Susan advirtió fatiga en la voz de la señora Clausen.
—Voy a sacar las fotos y me marcho —dijo—. La dejaré en paz en cuestión de minutos. Necesita reposo.
Jane Clausen cerró los ojos.
—La medicación me produce una horrible somnolencia.
El dibujo estaba apoyado sobre la cómoda que había frente a la cama. Susan sacó cuatro instantáneas con flash y esperó a que se revelaran una tras otra. Satisfecha del resultado, volvió a meter la cámara en el bolso y se encaminó silenciosamente hacia la puerta.
—Adiós, Susan —dijo Jane Clausen con voz soñolienta—. ¿Sabe una cosa?… Me ha recordado algo muy grato. En mi puesta de largo, uno de mis acompañantes era un joven muy apuesto que se llamaba Owen. Hacía años que no pensaba en él, por entonces estaba loca por él. Naturalmente, de eso hace ya mucho tiempo.

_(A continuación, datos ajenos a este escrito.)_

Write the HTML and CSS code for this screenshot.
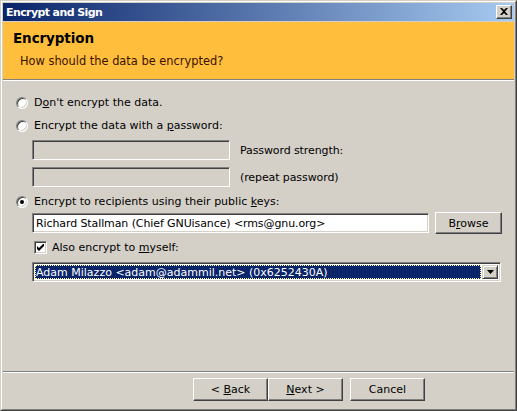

Owen, pensó Susan. ¡Dios mío, eso es lo que está diciendo Carolyn!: no «Oh Win», sino Owen.
En la lista de pasajeros del Seagodiva figuraba un Owen Adams. Era el primer hombre que había identificado del grupo de los que viajaban sin esposa.
Veinte minutos después, Susan entró apresurada a su apartamento, corrió al escritorio y cogió la lista de pasajeros del Gabrielle. No figuraba ningún Owen Adams en la lista, pero al darse cuenta de que el hombre que buscaba era probable que viajara con nombre supuesto, siguió repasando toda la lista de pasajeros.
Ya había llegado casi al final cuando lo encontró. Uno de los pocos pasajeros cuyo segundo nombre aparecía en la lista era Henry Owen Young. Tiene que haber una relación, pensó.